→ EXERCISE INSTRUCTIONS
From the listing below, extract every line in which the word "this" appears.

(Rows from a dataset of pages and code)
· · · ·
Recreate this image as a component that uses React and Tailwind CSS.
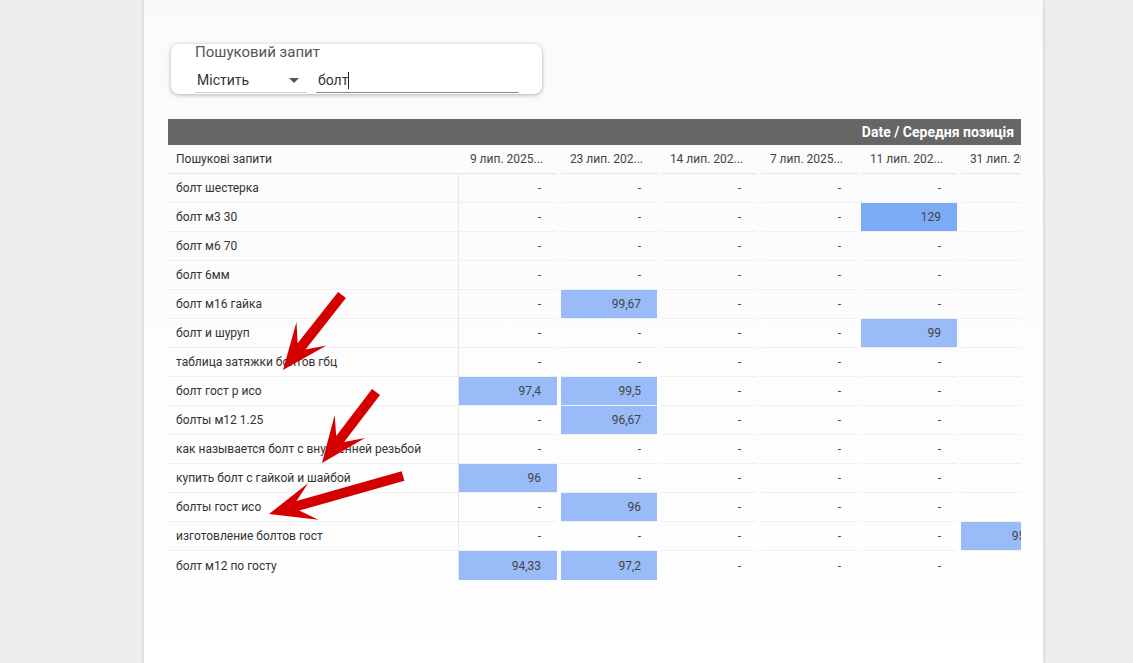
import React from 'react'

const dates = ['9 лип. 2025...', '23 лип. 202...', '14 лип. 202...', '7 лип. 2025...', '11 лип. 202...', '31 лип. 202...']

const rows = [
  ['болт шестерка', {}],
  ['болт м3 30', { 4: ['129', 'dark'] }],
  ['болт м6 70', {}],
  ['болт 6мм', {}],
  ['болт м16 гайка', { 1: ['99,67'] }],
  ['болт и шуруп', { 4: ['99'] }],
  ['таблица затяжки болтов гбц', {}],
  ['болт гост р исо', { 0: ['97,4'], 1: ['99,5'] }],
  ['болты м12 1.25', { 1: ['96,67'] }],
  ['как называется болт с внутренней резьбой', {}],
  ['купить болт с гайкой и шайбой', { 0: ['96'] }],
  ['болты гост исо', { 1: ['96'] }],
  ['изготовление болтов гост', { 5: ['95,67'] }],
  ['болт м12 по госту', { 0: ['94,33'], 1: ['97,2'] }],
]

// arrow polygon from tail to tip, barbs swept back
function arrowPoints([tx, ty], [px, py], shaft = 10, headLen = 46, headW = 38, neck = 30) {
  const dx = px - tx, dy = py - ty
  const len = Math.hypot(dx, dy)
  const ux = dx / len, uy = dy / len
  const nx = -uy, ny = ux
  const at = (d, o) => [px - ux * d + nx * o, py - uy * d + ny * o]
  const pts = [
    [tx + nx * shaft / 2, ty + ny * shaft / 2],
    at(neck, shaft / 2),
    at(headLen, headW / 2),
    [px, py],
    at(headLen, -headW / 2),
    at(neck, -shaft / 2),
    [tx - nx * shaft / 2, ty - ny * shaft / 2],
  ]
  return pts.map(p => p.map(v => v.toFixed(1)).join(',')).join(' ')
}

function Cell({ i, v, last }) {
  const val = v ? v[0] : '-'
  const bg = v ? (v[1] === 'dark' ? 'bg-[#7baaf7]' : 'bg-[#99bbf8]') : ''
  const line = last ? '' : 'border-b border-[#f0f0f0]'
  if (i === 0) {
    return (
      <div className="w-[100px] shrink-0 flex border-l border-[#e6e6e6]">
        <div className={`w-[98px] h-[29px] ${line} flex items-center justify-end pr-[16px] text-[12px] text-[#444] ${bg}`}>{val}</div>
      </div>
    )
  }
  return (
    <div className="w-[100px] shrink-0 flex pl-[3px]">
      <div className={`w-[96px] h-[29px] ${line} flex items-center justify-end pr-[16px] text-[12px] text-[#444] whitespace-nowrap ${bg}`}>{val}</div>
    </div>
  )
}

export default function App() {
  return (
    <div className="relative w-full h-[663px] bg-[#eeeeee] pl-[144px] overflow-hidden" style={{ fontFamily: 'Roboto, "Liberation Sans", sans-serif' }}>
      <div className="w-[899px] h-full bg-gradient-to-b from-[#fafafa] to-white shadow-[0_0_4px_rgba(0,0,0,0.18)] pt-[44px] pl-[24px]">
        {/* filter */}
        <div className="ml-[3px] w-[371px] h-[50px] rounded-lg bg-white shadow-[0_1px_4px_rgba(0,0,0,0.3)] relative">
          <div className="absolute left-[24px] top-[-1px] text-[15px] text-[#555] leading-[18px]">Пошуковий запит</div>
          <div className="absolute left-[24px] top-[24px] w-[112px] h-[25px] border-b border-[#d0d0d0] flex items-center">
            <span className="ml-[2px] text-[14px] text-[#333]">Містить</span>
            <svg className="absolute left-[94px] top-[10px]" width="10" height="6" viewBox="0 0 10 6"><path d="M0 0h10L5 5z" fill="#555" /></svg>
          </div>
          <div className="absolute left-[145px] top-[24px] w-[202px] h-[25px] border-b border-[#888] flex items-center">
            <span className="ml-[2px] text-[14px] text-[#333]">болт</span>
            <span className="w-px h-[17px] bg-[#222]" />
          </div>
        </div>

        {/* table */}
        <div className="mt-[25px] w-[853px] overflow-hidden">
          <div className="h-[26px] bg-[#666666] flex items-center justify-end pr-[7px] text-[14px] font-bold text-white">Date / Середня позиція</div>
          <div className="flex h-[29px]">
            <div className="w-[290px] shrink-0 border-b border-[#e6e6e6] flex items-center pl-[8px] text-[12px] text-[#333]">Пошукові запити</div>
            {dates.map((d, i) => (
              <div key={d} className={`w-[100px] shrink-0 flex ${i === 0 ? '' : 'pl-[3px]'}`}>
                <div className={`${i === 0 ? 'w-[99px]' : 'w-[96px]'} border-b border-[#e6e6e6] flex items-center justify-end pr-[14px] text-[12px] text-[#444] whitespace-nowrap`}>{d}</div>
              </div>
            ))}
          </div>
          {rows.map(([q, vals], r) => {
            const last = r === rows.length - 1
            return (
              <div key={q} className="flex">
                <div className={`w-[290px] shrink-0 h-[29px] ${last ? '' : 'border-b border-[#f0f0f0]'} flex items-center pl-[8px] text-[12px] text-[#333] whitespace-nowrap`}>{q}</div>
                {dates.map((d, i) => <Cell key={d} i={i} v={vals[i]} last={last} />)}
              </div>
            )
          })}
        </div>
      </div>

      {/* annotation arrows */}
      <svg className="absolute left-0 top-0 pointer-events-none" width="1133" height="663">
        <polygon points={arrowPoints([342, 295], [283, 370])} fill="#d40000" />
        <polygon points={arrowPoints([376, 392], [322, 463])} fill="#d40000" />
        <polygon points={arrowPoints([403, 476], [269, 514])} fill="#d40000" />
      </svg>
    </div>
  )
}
· · · ·
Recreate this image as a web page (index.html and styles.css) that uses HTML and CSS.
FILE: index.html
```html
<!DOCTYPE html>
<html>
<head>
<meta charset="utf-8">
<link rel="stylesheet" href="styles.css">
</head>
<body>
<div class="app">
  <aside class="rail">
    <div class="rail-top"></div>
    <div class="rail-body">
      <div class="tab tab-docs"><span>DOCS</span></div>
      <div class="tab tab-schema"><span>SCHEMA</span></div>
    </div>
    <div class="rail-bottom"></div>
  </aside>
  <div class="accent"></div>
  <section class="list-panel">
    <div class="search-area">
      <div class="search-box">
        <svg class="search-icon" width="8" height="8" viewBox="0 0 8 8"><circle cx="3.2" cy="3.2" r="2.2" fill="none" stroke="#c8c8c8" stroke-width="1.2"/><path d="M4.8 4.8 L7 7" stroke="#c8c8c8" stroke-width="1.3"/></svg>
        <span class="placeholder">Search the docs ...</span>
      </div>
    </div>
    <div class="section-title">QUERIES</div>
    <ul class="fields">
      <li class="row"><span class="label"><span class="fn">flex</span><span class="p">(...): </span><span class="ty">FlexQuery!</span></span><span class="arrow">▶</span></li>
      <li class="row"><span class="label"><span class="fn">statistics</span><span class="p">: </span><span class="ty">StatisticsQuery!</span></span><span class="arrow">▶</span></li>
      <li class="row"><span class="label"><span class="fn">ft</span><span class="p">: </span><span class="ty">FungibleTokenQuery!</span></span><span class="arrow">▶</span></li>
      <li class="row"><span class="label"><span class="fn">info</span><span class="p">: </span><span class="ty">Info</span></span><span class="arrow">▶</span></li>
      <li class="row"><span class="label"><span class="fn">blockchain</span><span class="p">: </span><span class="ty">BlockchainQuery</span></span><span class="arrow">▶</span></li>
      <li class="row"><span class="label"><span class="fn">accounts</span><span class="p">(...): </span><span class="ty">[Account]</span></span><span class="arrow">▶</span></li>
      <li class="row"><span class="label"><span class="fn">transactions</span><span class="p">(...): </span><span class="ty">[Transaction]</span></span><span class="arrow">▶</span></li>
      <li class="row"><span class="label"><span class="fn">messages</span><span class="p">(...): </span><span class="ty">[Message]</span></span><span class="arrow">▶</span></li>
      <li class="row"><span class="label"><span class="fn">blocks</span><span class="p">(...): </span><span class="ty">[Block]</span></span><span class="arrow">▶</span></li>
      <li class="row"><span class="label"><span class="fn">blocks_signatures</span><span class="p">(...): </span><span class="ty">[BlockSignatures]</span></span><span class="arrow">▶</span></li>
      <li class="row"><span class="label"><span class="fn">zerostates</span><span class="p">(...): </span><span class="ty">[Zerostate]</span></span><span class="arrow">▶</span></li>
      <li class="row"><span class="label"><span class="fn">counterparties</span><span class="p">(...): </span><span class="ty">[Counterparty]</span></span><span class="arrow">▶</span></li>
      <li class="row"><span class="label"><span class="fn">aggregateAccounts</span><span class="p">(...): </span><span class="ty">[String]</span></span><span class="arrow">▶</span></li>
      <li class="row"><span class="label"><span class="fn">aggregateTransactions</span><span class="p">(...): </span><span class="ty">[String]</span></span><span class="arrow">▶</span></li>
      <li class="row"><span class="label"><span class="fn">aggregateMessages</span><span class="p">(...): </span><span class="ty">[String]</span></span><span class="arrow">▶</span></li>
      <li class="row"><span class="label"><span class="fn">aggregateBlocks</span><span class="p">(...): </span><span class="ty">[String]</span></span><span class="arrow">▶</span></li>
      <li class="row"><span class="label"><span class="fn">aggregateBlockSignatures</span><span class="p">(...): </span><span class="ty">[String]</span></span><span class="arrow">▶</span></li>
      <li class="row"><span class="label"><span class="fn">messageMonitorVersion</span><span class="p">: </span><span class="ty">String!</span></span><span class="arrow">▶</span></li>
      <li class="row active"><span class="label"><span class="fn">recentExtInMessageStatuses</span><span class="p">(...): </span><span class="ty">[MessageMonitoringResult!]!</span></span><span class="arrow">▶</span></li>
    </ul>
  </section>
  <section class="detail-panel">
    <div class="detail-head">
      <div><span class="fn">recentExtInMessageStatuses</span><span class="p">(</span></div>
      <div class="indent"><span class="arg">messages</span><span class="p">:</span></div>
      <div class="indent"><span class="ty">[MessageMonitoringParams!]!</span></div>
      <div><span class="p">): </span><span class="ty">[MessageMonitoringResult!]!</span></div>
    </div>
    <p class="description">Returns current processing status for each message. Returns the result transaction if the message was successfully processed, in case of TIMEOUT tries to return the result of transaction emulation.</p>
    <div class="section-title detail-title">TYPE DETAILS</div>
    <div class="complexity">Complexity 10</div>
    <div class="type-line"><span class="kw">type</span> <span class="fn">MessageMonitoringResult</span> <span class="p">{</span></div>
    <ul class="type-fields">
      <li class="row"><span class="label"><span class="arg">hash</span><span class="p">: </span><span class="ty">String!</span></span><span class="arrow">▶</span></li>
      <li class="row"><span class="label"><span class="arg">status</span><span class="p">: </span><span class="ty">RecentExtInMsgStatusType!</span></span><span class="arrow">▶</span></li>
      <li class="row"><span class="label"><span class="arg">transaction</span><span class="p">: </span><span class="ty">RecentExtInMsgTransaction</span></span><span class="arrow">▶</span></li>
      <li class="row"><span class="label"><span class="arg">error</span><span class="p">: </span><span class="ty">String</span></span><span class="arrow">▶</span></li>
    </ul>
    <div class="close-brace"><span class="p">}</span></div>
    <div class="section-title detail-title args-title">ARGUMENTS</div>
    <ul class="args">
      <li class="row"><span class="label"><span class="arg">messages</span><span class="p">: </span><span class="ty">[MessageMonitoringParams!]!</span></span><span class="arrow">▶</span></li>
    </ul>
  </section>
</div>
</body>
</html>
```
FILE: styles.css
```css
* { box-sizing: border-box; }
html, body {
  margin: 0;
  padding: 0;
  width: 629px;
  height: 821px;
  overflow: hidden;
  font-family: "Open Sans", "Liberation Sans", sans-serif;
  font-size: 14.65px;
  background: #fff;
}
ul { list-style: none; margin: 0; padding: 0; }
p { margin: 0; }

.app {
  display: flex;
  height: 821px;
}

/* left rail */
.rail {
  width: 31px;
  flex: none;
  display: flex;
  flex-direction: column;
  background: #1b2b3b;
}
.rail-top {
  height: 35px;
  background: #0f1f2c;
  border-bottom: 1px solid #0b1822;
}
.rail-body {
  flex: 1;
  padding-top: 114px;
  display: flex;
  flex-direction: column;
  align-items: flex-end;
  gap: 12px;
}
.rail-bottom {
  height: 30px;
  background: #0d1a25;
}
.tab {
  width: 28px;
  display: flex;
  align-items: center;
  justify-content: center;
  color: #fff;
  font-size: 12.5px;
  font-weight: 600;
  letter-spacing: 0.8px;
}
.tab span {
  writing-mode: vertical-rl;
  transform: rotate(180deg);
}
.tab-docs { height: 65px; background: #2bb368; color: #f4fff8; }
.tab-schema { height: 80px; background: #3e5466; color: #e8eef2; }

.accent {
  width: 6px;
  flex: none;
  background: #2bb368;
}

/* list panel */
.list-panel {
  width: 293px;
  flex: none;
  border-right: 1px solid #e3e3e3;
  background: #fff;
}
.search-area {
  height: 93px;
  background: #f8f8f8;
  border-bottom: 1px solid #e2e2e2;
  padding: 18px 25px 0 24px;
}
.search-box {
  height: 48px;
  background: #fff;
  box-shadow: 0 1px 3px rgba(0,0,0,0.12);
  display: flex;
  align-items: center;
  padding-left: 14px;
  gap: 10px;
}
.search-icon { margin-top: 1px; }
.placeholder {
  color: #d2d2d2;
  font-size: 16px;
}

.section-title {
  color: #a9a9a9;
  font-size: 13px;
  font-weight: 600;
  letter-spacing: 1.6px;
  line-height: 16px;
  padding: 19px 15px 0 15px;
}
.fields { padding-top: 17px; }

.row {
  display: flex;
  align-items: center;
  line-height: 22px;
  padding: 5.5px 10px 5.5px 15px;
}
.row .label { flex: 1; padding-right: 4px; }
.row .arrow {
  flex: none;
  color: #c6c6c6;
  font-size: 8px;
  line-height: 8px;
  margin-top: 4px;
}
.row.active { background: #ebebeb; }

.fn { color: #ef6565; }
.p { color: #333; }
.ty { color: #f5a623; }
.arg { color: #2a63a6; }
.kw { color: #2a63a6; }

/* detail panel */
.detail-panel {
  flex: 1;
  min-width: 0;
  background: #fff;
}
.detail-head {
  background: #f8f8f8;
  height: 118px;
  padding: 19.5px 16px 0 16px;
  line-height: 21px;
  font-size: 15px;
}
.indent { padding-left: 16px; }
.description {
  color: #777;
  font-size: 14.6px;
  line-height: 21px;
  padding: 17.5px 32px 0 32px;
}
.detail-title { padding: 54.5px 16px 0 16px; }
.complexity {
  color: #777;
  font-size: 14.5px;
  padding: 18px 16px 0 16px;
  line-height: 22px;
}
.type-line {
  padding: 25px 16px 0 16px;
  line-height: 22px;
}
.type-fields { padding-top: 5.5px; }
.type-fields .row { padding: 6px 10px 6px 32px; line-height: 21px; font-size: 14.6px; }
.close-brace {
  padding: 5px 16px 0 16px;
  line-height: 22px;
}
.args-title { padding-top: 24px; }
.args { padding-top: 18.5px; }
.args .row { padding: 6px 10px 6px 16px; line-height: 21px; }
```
· · · ·
→ TASK RESULT
Recreate this image as a component that uses React and Tailwind CSS.
Recreate this image as a web page (index.html and styles.css) that uses HTML and CSS.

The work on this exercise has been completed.